Klar, es sind blutige Bilder zu sehen. Das muss auch sein, bei drei Toten und mehr als 260 zum Teil Schwerstverletzten. Zwischen verzweifelten Schreien und in einer allgemeinen Panik irrt der ebenfalls verletzte Tommy Saunders (Mark Wahlberg) umher. Schnelle Schnitte begleiten den Polizeisergeant, der versucht, so etwas wie eine Übersicht in verwirrendem Chaos zu erhalten. Regisseur Berg wechselt zudem immer wieder die Perspektiven. Saunders' rastloser Versuch, weiteren Opfern zu helfen, wird immer wieder unterbrochen durch wackelige, teils unscharfe Originalaufnahmen unter anderem aus Helikoptern und Überwachungskameras.

Die schlimmen Minuten direkt nach dem Attentat behalten so mehr die Form einer Dokumentation. Berg bleibt wohltuend nüchtern, er hält sich mit drastischen Bildern und überzogener Action zurück. Der Schrecken allein entfaltet Wirkung genug. Der Regisseur hätte diesen klugen Dreh zur Aufarbeitung eines sehr sensiblen Themas durchaus länger halten können.

Problematisch in "Boston" jedoch wird es bei der Verfolgung der beiden Attentäter. Die Bilder einer Geisterstadt, in der tagelang nur Truppen und Sondereinheiten der Polizei patrouillierten, gingen damals um die Welt. Im Zuge der Ermittlungen und Identifikation der Zarnajew-Brüder, die sich unter der Leitung von FBI-Special-Agent Richard DesLauriers (Kevin Bacon) in die Länge ziehen, muss Berg irgendwann die Geduld verloren haben.
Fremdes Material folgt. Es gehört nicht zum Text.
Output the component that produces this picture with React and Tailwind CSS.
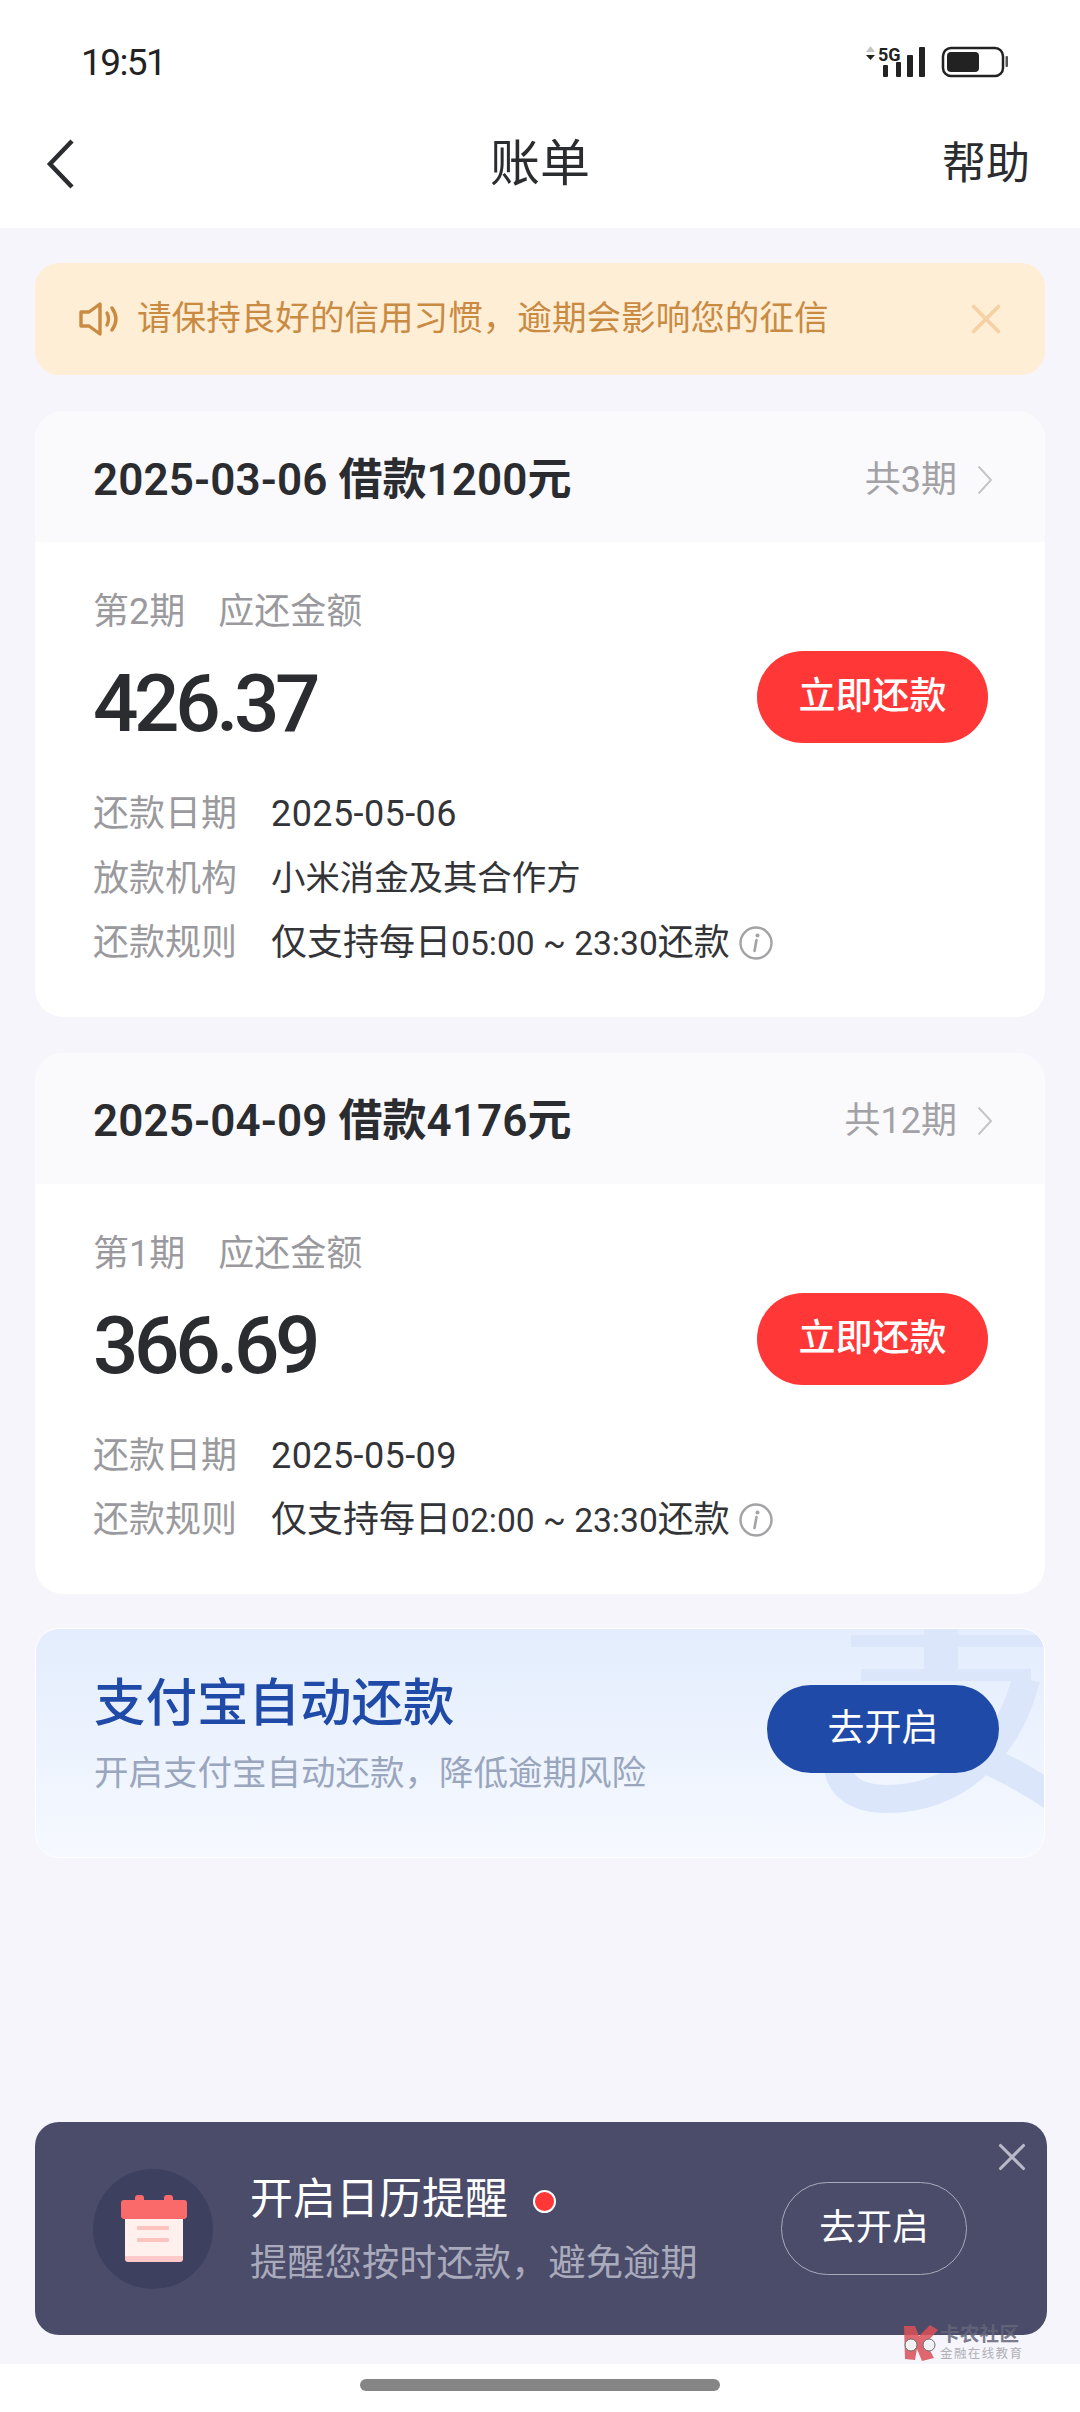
import React from 'react';
import { X } from 'lucide-react';

const font = { fontFamily: 'Roboto, "Noto Sans CJK SC", sans-serif' };

const bills = [
  {
    head: '2025-03-06',
    loan: '借款1200元',
    total: '共3期',
    period: '第2期',
    amount: '426.37',
    time: '05:00 ~ 23:30',
    date: '2025-05-06',
    lender: '小米消金及其合作方',
  },
  {
    head: '2025-04-09',
    loan: '借款4176元',
    total: '共12期',
    period: '第1期',
    amount: '366.69',
    time: '02:00 ~ 23:30',
    date: '2025-05-09',
  },
];

const StatusIcons = () => (
  <svg width="145" height="36" viewBox="0 0 145 36" className="overflow-visible">
    <path d="M1 8 L5.5 2 L10 8Z" fill="#c4c4c4" />
    <path d="M1 11 L10 11 L5.5 16Z" fill="#222" />
    <text x="13" y="17" fontSize="18" fontWeight="700" fill="#222" fontFamily="Roboto">5G</text>
    <rect x="18" y="21" width="5" height="12" rx="1" fill="#222" />
    <rect x="31" y="18" width="5" height="15" rx="1" fill="#222" />
    <rect x="42" y="11" width="6" height="22" rx="1" fill="#222" />
    <rect x="54" y="3" width="6" height="30" rx="1" fill="#222" />
    <rect x="78" y="4" width="60" height="28" rx="8" fill="none" stroke="#222" strokeWidth="2.5" />
    <rect x="82" y="8" width="32" height="20" rx="4" fill="#222" />
    <rect x="140.5" y="12" width="2.5" height="11" rx="1" fill="#555" />
  </svg>
);

const SpeakerIcon = () => (
  <svg width="40" height="36" viewBox="0 0 40 36" fill="none" stroke="#c98a42" strokeWidth="3.4" strokeLinejoin="round" strokeLinecap="round">
    <path d="M2 11 H10 L21 3 V33 L10 25 H2Z" />
    <path d="M28 12 C30 16 30 20 28 24" />
    <path d="M33 7 C38 14 38 22 33 29" />
  </svg>
);

const InfoIcon = () => (
  <svg width="36" height="36" viewBox="0 0 36 36" fill="none" className="ml-[8px]">
    <circle cx="18" cy="18" r="15.5" stroke="#a3a3a6" strokeWidth="2.4" />
    <circle cx="19.5" cy="10.5" r="2" fill="#a3a3a6" />
    <path d="M18.5 15 L16.5 26" stroke="#a3a3a6" strokeWidth="2.6" strokeLinecap="round" />
  </svg>
);

const Chevron = () => (
  <svg width="16" height="30" viewBox="0 0 16 30" fill="none">
    <path d="M1.5 1.5 L14 15 L1.5 28.5" stroke="#c5c5c9" strokeWidth="2" />
  </svg>
);

const CalendarIcon = () => (
  <svg width="66" height="68" viewBox="0 0 66 68" className="ml-[2px]">
    <rect x="14" y="0" width="9" height="10" rx="3" fill="#fb6a6a" />
    <rect x="43" y="0" width="9" height="10" rx="3" fill="#fb6a6a" />
    <rect x="4" y="20" width="58" height="47" rx="3" fill="#fdc9c9" />
    <rect x="4" y="20" width="58" height="41" fill="#fff0ee" />
    <path d="M0 8 Q0 5 3 5 H63 Q66 5 66 8 V22 L64 24 H2 L0 22Z" fill="#fb6a6a" />
    <rect x="16" y="31" width="32" height="4" rx="1" fill="#fcc4bf" />
    <rect x="16" y="43" width="32" height="4" rx="1" fill="#fcc4bf" />
  </svg>
);

// the pale Alipay mark behind the auto-repay card
const AlipayMark = () => (
  <svg width="1010" height="230" viewBox="0 0 1010 230" fill="none" className="absolute left-0 top-0">
    <rect x="815" y="6" width="195" height="12" fill="#dbe6fb" />
    <rect x="888" y="0" width="34" height="45" fill="#dbe6fb" />
    <rect x="825" y="40" width="170" height="12" fill="#dbe6fb" />
    <path d="M990 50 C975 110 930 170 850 170 C815 170 795 150 805 125 C815 95 900 90 1020 170" stroke="#dbe6fb" strokeWidth="28" />
  </svg>
);

const Row = ({ label, children }) => (
  <div className="h-[64.5px] flex items-center text-[36px]">
    <span className="w-[178px] text-[#9a9a9e]">{label}</span>
    {children}
  </div>
);

const BillCard = ({ bill }) => (
  <div className="rounded-[28px] bg-white overflow-hidden">
    <div className="h-[131px] bg-[#fafafd] pl-[58px] pr-[52px] flex items-center justify-between">
      <div className="text-[44px] font-semibold text-[#2b2c30] leading-[50px] tracking-[0.1px] mt-[6px]">
        {bill.head} {bill.loan}
      </div>
      <div className="flex items-center text-[36px] text-[#a2a2a6] gap-[20px] mt-[6px]">
        {bill.total}
        <Chevron />
      </div>
    </div>
    <div className="pl-[58px] pr-[57px] pt-[45px] pb-[41px]">
      <div className="text-[36px] leading-[50px] text-[#9a9a9e] flex gap-[33px]">
        <span>{bill.period}</span>
        <span>应还金额</span>
      </div>
      <div className="flex items-center justify-between mt-[22px] h-[90px]">
        <div className="text-[80px] leading-[90px] font-medium text-[#2b2c30] tracking-[-4.4px]">{bill.amount}</div>
        <button className="w-[231px] h-[92px] -mt-[14px] rounded-full bg-[#ff3737] text-white text-[37px] font-medium">立即还款</button>
      </div>
      <div className="mt-[33px]">
        <Row label="还款日期">
          <span className="text-[#333438] tracking-[0.4px]">{bill.date}</span>
        </Row>
        {bill.lender && (
          <Row label="放款机构">
            <span className="text-[#333438] text-[34.4px]">{bill.lender}</span>
          </Row>
        )}
        <Row label="还款规则">
          <span className="text-[#333438]">
            仅支持每日<span className="text-[33.6px]">{bill.time}</span>还款
          </span>
          <InfoIcon />
        </Row>
      </div>
    </div>
  </div>
);

export default function App() {
  return (
    <div className="w-[1080px] h-[2412px] bg-[#f5f5fb] flex flex-col relative overflow-hidden" style={font}>
      <div className="bg-white h-[228px] shrink-0">
        <div className="h-[110px] pl-[81px] pr-[70px] flex items-center justify-between pt-[14px]">
          <span className="text-[37px] text-[#222] tracking-[-1.6px] mt-[2px]">19:51</span>
          <StatusIcons />
        </div>
        <div className="h-[100px] pl-[42px] pr-[50px] pt-[8px] flex items-center justify-between relative">
          <svg width="36" height="52" viewBox="0 0 36 52" fill="none">
            <path d="M30 3 L8 26 L30 49" stroke="#2b2c30" strokeWidth="4.5" />
          </svg>
          <span className="absolute left-0 right-0 text-center text-[50px] text-[#2b2c30]">账单</span>
          <span className="text-[44px] text-[#2b2c30]">帮助</span>
        </div>
      </div>

      <div className="px-[35px] pt-[35px] flex flex-col gap-[36px]">
        <div className="h-[112px] rounded-[24px] bg-[#ffeed6] pl-[44px] pr-[34px] flex items-center">
          <SpeakerIcon />
          <span className="ml-[18px] text-[34.6px] text-[#c98a42] flex-1">请保持良好的信用习惯，逾期会影响您的征信</span>
          <X size={50} strokeWidth={1.8} color="#f5d1a3" />
        </div>

        {bills.map((bill) => (
          <BillCard key={bill.head} bill={bill} />
        ))}

        <div className="h-[230px] -mt-[2px] rounded-[24px] border border-white bg-gradient-to-b from-[#e3edfd] to-[#f6f9ff] pl-[58px] pr-[45px] flex items-center justify-between relative overflow-hidden">
          <AlipayMark />
          <div className="relative -mt-[18px]">
            <div className="text-[51.5px] leading-[70px] font-medium text-[#1f4aa8]">支付宝自动还款</div>
            <div className="text-[34.5px] leading-[50px] mt-[9px] text-[#9aa6bd]">开启支付宝自动还款，降低逾期风险</div>
          </div>
          <button className="relative w-[232px] h-[88px] -mt-[28px] rounded-full bg-[#1f4aa8] text-white text-[37px]">去开启</button>
        </div>
      </div>

      <div className="mt-auto">
        <div className="ml-[35px] mr-[33px] mb-[29px] h-[213px] rounded-[24px] bg-[#4a4c6a] pl-[58px] pr-[80px] flex items-center relative">
          <div className="w-[120px] h-[120px] rounded-full bg-[#3e4060] flex items-center justify-center shrink-0">
            <CalendarIcon />
          </div>
          <div className="ml-[37px] flex-1">
            <div className="flex items-center text-[43px] leading-[60px] text-white">
              开启日历提醒
              <span className="ml-[25px] mt-[4px] w-[23px] h-[23px] rounded-full bg-[#ff3737] border-2 border-white" />
            </div>
            <div className="text-[37.3px] leading-[50px] mt-[9px] text-[#a9aabb]">提醒您按时还款，避免逾期</div>
          </div>
          <button className="w-[186px] h-[93px] rounded-full border border-[#a9aabb] text-white text-[36.5px]">去开启</button>
          <X size={46} strokeWidth={1.6} color="#b9bac8" className="absolute right-[12px] top-[12px]" />
        </div>
        <div className="bg-white h-[48px] pt-[15px]">
          <div className="w-[360px] h-[12px] mx-auto rounded-full bg-[#858585]" />
        </div>
      </div>

      {/* site watermark lying over the bottom banner */}
      <div className="absolute left-[902px] top-[2324px] flex items-center opacity-85">
        <svg width="40" height="38" viewBox="0 0 40 38">
          <path d="M2 2 H13 L17 12 L28 1 L36 6 L24 19 L32 34 L20 37 L15 25 L13 36 L3 35Z" fill="#dc5058" />
          <circle cx="9" cy="21" r="6" fill="#f2f2f4" stroke="#555" strokeWidth="1" />
          <circle cx="27" cy="21" r="6" fill="#f2f2f4" stroke="#555" strokeWidth="1" />
        </svg>
        <div className="ml-[-2px] flex flex-col items-start">
          <span className="text-[19.5px] leading-[22px] font-bold text-[#66677a] tracking-[0.3px]">卡农社区</span>
          <span className="text-[12.5px] leading-[16px] text-[#a5a5aa] tracking-[1.4px]">金融在线教育</span>
        </div>
      </div>
    </div>
  );
}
Für einen Thriller wollte er es dann doch noch einmal krachen lassen.

Einen Schusswechsel in dem Vorort Watertown, bei dem Tamerlan tödlich verletzt wurde, inszenierte Berg als wilde Ballerei mit fliegenden Rohrbomben und gewagten Explosionen. Dass der Film doch noch zum Actionkracher wird, überrascht nach zunächst ruhigerem Erzählton. Der Regisseur gibt an, dass er keine reine Doku drehen wollte. Und immerhin sollte sein Film auch mitreißen - diejenigen Zuschauer, die von dem Terror eben nicht direkt betroffen waren. Mit der Action zum Finale macht der Film ihnen ein Zugeständnis, wie zuvor den Menschen in Boston mit einer distanzierten Herangehensweise.